— Information supplied —
____________

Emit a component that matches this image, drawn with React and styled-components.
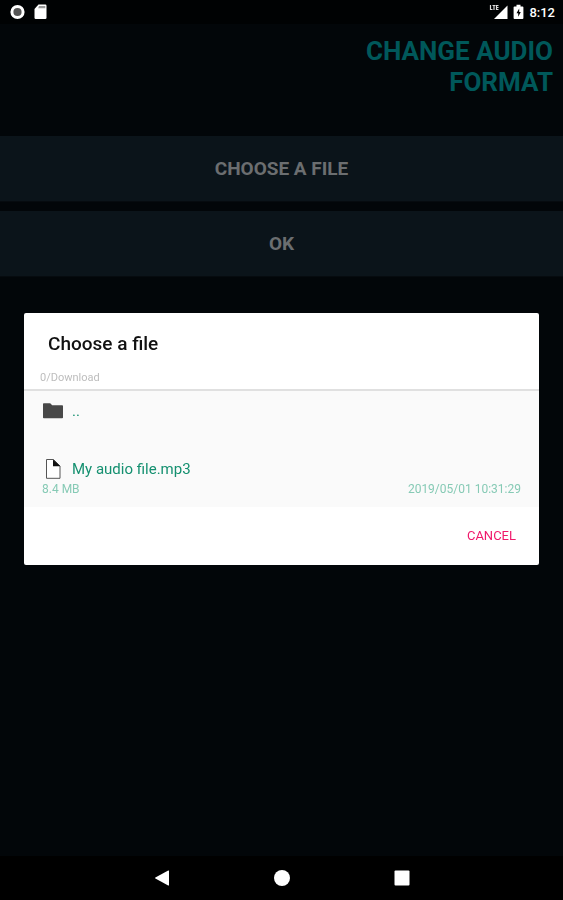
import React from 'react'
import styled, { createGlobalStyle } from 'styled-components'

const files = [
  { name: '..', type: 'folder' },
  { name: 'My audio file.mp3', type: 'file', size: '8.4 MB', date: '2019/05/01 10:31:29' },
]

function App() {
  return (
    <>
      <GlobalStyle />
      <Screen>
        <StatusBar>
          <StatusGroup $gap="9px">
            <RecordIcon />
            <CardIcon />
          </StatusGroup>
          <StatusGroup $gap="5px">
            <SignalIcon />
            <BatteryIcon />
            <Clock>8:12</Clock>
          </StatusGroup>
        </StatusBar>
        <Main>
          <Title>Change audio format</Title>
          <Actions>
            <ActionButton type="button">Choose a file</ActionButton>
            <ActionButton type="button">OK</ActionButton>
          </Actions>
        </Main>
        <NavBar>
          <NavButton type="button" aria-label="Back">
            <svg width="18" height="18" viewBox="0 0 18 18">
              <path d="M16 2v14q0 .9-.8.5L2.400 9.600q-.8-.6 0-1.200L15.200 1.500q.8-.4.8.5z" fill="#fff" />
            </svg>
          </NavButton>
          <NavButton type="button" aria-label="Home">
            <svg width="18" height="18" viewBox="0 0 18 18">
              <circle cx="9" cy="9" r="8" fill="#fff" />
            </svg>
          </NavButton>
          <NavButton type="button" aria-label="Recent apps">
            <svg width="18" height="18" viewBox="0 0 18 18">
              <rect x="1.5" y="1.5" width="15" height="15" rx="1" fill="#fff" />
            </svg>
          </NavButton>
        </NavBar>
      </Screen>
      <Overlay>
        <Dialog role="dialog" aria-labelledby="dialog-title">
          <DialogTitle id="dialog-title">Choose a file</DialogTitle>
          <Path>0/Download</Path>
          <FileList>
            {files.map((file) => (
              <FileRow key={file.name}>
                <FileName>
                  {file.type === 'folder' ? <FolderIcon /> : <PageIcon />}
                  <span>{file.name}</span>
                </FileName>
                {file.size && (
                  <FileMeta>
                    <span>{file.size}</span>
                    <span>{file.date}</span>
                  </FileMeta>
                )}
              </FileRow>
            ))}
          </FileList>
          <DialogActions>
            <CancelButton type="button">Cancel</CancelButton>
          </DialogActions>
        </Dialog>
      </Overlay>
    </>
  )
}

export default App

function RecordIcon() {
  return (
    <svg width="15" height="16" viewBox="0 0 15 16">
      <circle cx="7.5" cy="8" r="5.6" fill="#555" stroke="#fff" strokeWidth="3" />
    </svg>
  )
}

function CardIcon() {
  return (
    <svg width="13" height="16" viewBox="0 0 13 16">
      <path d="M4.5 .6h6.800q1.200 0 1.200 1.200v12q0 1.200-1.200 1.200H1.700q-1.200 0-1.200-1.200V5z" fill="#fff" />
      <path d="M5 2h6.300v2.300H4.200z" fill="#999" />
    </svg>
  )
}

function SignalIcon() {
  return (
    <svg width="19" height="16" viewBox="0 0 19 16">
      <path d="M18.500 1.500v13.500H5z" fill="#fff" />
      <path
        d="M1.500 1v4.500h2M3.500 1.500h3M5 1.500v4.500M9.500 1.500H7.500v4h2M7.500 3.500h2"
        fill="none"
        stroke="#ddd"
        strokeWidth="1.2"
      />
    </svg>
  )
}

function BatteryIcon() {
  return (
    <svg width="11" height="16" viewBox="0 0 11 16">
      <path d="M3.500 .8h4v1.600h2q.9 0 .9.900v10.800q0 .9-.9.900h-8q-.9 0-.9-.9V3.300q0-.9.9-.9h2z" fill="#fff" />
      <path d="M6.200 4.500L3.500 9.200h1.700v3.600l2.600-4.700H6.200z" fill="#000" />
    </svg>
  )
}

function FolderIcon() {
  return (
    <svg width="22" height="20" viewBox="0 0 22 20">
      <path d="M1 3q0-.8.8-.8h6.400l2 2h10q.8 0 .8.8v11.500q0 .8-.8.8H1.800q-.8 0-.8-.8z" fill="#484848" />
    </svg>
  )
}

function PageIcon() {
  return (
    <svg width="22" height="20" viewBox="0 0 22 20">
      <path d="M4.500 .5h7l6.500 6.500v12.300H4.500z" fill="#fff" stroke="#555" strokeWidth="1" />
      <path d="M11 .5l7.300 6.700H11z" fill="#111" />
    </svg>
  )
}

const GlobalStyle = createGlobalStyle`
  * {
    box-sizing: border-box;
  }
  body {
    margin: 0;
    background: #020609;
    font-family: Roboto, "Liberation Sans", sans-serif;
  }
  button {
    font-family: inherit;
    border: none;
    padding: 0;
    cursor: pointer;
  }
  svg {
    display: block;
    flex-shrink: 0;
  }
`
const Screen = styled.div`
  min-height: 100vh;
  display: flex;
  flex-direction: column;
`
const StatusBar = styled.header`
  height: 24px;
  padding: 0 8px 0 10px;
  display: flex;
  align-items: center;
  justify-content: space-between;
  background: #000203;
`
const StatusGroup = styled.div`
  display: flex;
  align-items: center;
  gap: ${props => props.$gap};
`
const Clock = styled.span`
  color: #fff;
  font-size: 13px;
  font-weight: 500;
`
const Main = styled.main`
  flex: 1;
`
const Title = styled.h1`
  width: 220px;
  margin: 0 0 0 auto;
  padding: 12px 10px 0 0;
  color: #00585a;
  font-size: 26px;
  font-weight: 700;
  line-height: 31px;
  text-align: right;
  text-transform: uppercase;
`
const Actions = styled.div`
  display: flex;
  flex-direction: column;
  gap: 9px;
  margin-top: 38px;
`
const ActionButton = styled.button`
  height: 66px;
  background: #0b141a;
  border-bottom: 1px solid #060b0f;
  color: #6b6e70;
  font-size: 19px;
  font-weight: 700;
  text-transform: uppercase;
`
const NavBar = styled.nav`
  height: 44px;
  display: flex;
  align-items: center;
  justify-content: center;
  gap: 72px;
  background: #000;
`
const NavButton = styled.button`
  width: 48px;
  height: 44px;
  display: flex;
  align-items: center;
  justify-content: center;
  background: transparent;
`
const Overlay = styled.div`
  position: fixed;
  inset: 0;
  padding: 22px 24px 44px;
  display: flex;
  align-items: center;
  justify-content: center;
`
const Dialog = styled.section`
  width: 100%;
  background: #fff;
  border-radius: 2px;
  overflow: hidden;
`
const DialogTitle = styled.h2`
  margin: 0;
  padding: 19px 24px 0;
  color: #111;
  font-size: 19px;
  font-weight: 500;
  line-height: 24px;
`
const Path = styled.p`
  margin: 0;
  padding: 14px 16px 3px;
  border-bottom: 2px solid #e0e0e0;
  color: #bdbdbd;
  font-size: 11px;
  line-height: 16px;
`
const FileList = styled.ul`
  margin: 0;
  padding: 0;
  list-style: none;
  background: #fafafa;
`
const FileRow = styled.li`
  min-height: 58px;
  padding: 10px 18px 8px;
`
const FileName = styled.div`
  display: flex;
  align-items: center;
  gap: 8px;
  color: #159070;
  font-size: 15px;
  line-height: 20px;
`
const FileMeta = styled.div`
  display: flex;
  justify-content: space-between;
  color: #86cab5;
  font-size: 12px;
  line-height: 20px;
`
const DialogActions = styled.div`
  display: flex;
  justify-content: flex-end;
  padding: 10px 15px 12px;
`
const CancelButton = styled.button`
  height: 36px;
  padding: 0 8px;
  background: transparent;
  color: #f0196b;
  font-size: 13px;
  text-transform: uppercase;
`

____________

— Work to do —
In the listing above, find the lines holding the word "React" and copy them.

— Answer to this exercise —
Emit a component that matches this image, drawn with React and styled-components.
import React from 'react'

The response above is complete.